The vocational guidance movement, pioneered in Boston, arose from the concern over the “limitless waste of human material”. While early efforts focused on collecting data regarding the economic and hygienic conditions of jobs, the initial psychological methods—relying on applicants filling out questionnaires about their own complex mental attributes (e.g., “imagination,” “constructiveness,” “will”)—were deemed “helpless psychological dilettantism”. Experts now acknowledge that the true psychological core of vocational guidance requires objective, exact, scientific, and experimental research developed by professional psychologists.

  • Chapter Key Points:
    • Vocational guidance seeks to halt the waste of human material.
    • Self-assessment questionnaires are unreliable for revealing true mental traits.
    • The movement depends entirely on future experimental methods from laboratories.

Chapter VI. Scientific Management

“The theorists of scientific management seem to think that the most subtle methods are indispensable for physical measurements, but for psychological inquiry nothing but a kind of intuition is necessary.”
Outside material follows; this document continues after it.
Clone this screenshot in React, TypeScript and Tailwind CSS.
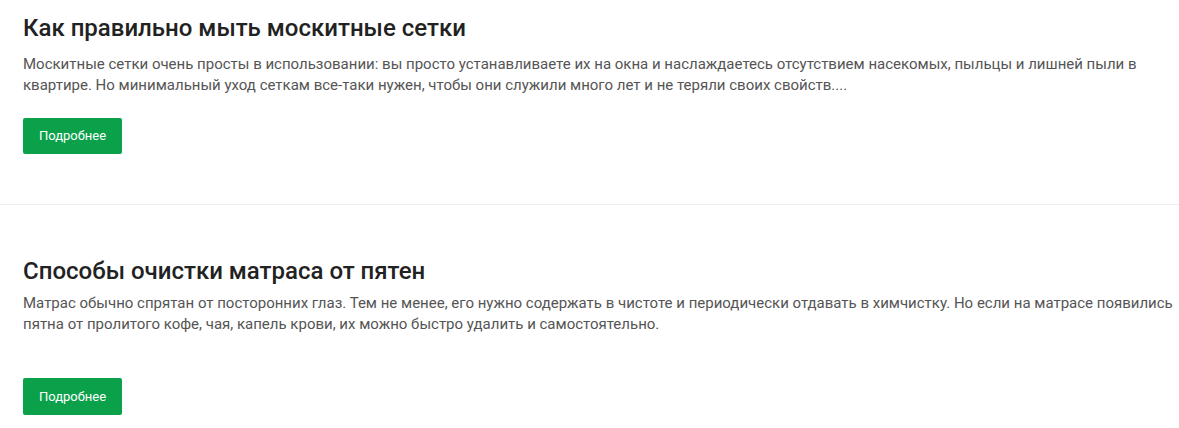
const POSTS = [
  {
    title: "Как правильно мыть москитные сетки",
    text: "Москитные сетки очень просты в использовании: вы просто устанавливаете их на окна и наслаждаетесь отсутствием насекомых, пыльцы и лишней пыли в квартире. Но минимальный уход сеткам все-таки нужен, чтобы они служили много лет и не теряли своих свойств....",
  },
  {
    title: "Способы очистки матраса от пятен",
    text: "Матрас обычно спрятан от посторонних глаз. Тем не менее, его нужно содержать в чистоте и периодически отдавать в химчистку. Но если на матрасе появились пятна от пролитого кофе, чая, капель крови, их можно быстро удалить и самостоятельно.",
  },
];

export default function App() {
  return (
    <div className="w-[1179px] h-[428px] overflow-hidden bg-white font-['Roboto',sans-serif]">
      <article className="pl-[23px] pr-[8px] pt-[12px] pb-[50px] border-b border-[#efefef]">
        <h2 className="text-[24px] leading-[32px] font-medium text-[#222]">{POSTS[0].title}</h2>
        <p className="mt-[10px] text-[15px] leading-[21px] text-[#555]">{POSTS[0].text}</p>
        <button className="mt-[22px] w-[99px] h-[36px] bg-[#0ba14b] rounded-[2px] text-white text-[13px]">
          Подробнее
        </button>
      </article>
      <article className="pl-[23px] pt-[50px]">
        <h2 className="text-[24px] leading-[32px] font-medium text-[#222]">{POSTS[1].title}</h2>
        <p className="mt-[6px] w-[1160px] text-[15px] leading-[21px] text-[#555]">{POSTS[1].text}</p>
        <button className="mt-[43px] w-[99px] h-[37px] bg-[#0ba14b] rounded-[2px] text-white text-[13px]">
          Подробнее
        </button>
      </article>
    </div>
  );
}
Scientific Management (Taylorism) aims for organization that maximizes industrial efficiency and minimizes waste, necessarily leading to the need for selecting fit individuals. However, the movement’s theorists generally approach psychological selection vaguely, relying on “intuition” rather than the scientific rigor they apply to physical measurements. A famous exception involved testing the reaction time of bicycle ball inspectors: measuring quick power of perception allowed the company to reduce staff from 120 to 35 while simultaneously increasing accuracy and doubling wages for the remaining workers. This demonstrates the power of psychometric selection, but remains an isolated case of applied scientific psychology within the movement.

  • Chapter Key Points:
    • Scientific management recognizes the need for fit workers.
    • Psychological needs are usually addressed via vague intuition.
    • Reaction-time tests effectively selected highly efficient workers in one factory.
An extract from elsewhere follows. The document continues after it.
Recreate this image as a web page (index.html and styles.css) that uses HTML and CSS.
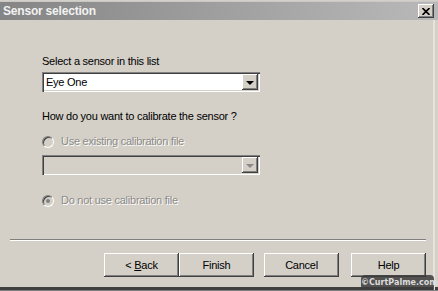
FILE: index.html
```html
<!DOCTYPE html>
<html lang="en">
<head>
    <meta charset="UTF-8">
    <meta name="viewport" content="width=device-width, initial-scale=1.0">
    <title>Sensor selection</title>
    <link rel="stylesheet" href="styles.css">
</head>
<body>
<div class="window">
    <header class="titlebar">
        <span class="title">Sensor selection</span>
        <span class="close-btn">
            <svg width="8" height="7" viewBox="0 0 8 7">
                <path d="M0.5 0 L7.5 7 M7.5 0 L0.5 7" stroke="#000" stroke-width="1.6" fill="none"/>
            </svg>
        </span>
    </header>

    <div class="dialog-body">
        <main class="content">
            <p class="label first">Select a sensor in this list</p>
            <div class="combo">
                <span class="combo-text">Eye One</span>
                <span class="combo-arrow"><span class="arrow"></span></span>
            </div>

            <p class="label second">How do you want to calibrate the sensor ?</p>
            <div class="radio-row disabled">
                <span class="radio"></span>
                <span>Use existing calibration file</span>
            </div>
            <div class="combo off">
                <span class="combo-text"></span>
                <span class="combo-arrow"><span class="arrow"></span></span>
            </div>

            <div class="radio-row disabled last">
                <span class="radio checked"></span>
                <span>Do not use calibration file</span>
            </div>
        </main>

        <footer class="buttons-area">
            <div class="separator"></div>
            <div class="buttons">
                <button class="btn">&lt; <u>B</u>ack</button>
                <button class="btn">Finish</button>
                <button class="btn gap">Cancel</button>
                <button class="btn gap-wide">Help</button>
            </div>
        </footer>
    </div>

    <!-- watermark over the corner -->
    <div class="watermark">&copy;CurtPalme.com</div>
</div>
</body>
</html>
```

FILE: styles.css
```css
* {
    margin: 0;
    padding: 0;
    box-sizing: border-box;
}

html, body {
    width: 438px;
    height: 291px;
    overflow: hidden;
}

body {
    background-color: #d4d0c8;
    font-family: "Liberation Sans", Arial, sans-serif;
    font-size: 11px;
    letter-spacing: -0.25px;
    color: #000;
}

.window {
    position: relative;
    width: 438px;
    height: 291px;
    display: flex;
    flex-direction: column;
    background-color: #d4d0c8;
    border-bottom: 1px solid #808080;
    box-shadow: inset 0 -3px 0 #404040;
}

/* Title bar */
.titlebar {
    height: 19px;
    margin-top: 1px;
    display: flex;
    align-items: center;
    justify-content: space-between;
    padding: 0 4px 0 3px;
    background: linear-gradient(to right, #858585, #b9b9b9);
    border-top: 1px solid #c8c8c8;
}

.title {
    color: #f2f2f2;
    font-weight: bold;
    font-size: 12px;
    letter-spacing: -0.2px;
}

.close-btn {
    width: 16px;
    height: 14px;
    display: flex;
    align-items: center;
    justify-content: center;
    background-color: #d4d0c8;
    box-shadow: inset -1px -1px 0 #404040, inset 1px 1px 0 #fff, inset -2px -2px 0 #808080;
}

.dialog-body {
    flex: 1;
    display: flex;
    flex-direction: column;
    margin-right: 3px;
    border-right: 2px solid #e6e3dc;
}

/* Main content */
.content {
    display: flex;
    flex-direction: column;
    padding-left: 42px;
}

.label {
    line-height: 13px;
}

.label.first {
    margin-top: 35px;
}

.label.second {
    margin-top: 18px;
}

.combo {
    margin-top: 4px;
    width: 218px;
    height: 20px;
    display: flex;
    align-items: center;
    justify-content: space-between;
    background-color: #fff;
    padding: 2px;
    box-shadow: inset 1px 1px 0 #808080, inset 2px 2px 0 #404040, inset -1px -1px 0 #fff, inset -2px -2px 0 #d4d0c8;
}

.combo.off {
    margin-top: 7px;
    background-color: #d4d0c8;
}

.combo-text {
    padding-left: 2px;
    line-height: 13px;
}

.combo-arrow {
    width: 16px;
    height: 16px;
    display: flex;
    align-items: center;
    justify-content: center;
    background-color: #d4d0c8;
    box-shadow: inset -1px -1px 0 #404040, inset 1px 1px 0 #fff, inset -2px -2px 0 #808080;
}

.arrow {
    width: 0;
    height: 0;
    border-left: 4px solid transparent;
    border-right: 4px solid transparent;
    border-top: 4px solid #000;
    margin-top: 1px;
}

.combo.off .arrow {
    border-top-color: #8a8a8a;
}

.radio-row {
    margin-top: 12px;
    display: flex;
    align-items: center;
    gap: 7px;
    line-height: 13px;
}

.radio-row.last {
    margin-top: 19px;
}

.radio-row.disabled {
    color: #8c8a86;
    text-shadow: 1px 1px 0 #fff;
}

.radio {
    width: 12px;
    height: 12px;
    border-radius: 50%;
    background-color: #d4d0c8;
    border: 1px solid;
    border-color: #808080 #fff #fff #808080;
    box-shadow: inset 1px 1px 0 #404040;
    display: flex;
    align-items: center;
    justify-content: center;
}

.radio.checked::after {
    content: "";
    width: 4px;
    height: 4px;
    border-radius: 50%;
    background-color: #808080;
}

/* Bottom buttons */
.buttons-area {
    margin-top: auto;
    padding: 0 7px 13px 10px;
}

.separator {
    height: 2px;
    border-top: 1px solid #808080;
    border-bottom: 1px solid #fff;
}

.buttons {
    display: flex;
    justify-content: flex-end;
    margin-top: 12px;
}

.btn {
    width: 75px;
    height: 24px;
    font-family: "Liberation Sans", Arial, sans-serif;
    font-size: 11px;
    letter-spacing: -0.25px;
    background-color: #d4d0c8;
    color: #000;
    border: none;
    box-shadow: inset -1px -1px 0 #404040, inset 1px 1px 0 #fff, inset -2px -2px 0 #808080;
}

.btn.gap {
    margin-left: 10px;
}

.btn.gap-wide {
    margin-left: 12px;
}

.watermark {
    position: absolute;
    right: 4px;
    bottom: 0;
    width: 73px;
    height: 15px;
    border-radius: 4px 4px 0 0;
    background-color: rgba(60, 60, 60, 0.85);
    color: #dcdcdc;
    font-family: "DejaVu Sans", sans-serif;
    font-size: 8px;
    font-weight: bold;
    letter-spacing: 0;
    text-align: center;
    line-height: 15px;
}
```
Chapter VII. The Methods of Experimental Psychology

“The essential point for the psychological experiment is not the external similarity of the apparatus, but exclusively the inner similarity of the mental attitude.”

To apply scientific selection, two factors must be analyzed with equal rigor: the demands of the vocation and the functions of the individual. Experiments can adopt two strategies: 1) testing a required mental process as an undivided whole in a schematized environment, or 2) resolving the function into elementary components and testing each one separately. Crucially, the experimental conditions must reproduce the inner mental attitude of the task, not just the external, miniature apparatus (e.g., small ship models are confusing in court). The examples chosen to illustrate these methods are motormen (unified function) and telephone operators (elementary functions).

  • Chapter Key Points:
    • Scientific selection demands rigorous analysis of vocational requirements.
    • Experiments should test unified functions or isolated elements.
    • The goal is simulating the psychical state, not the external machine.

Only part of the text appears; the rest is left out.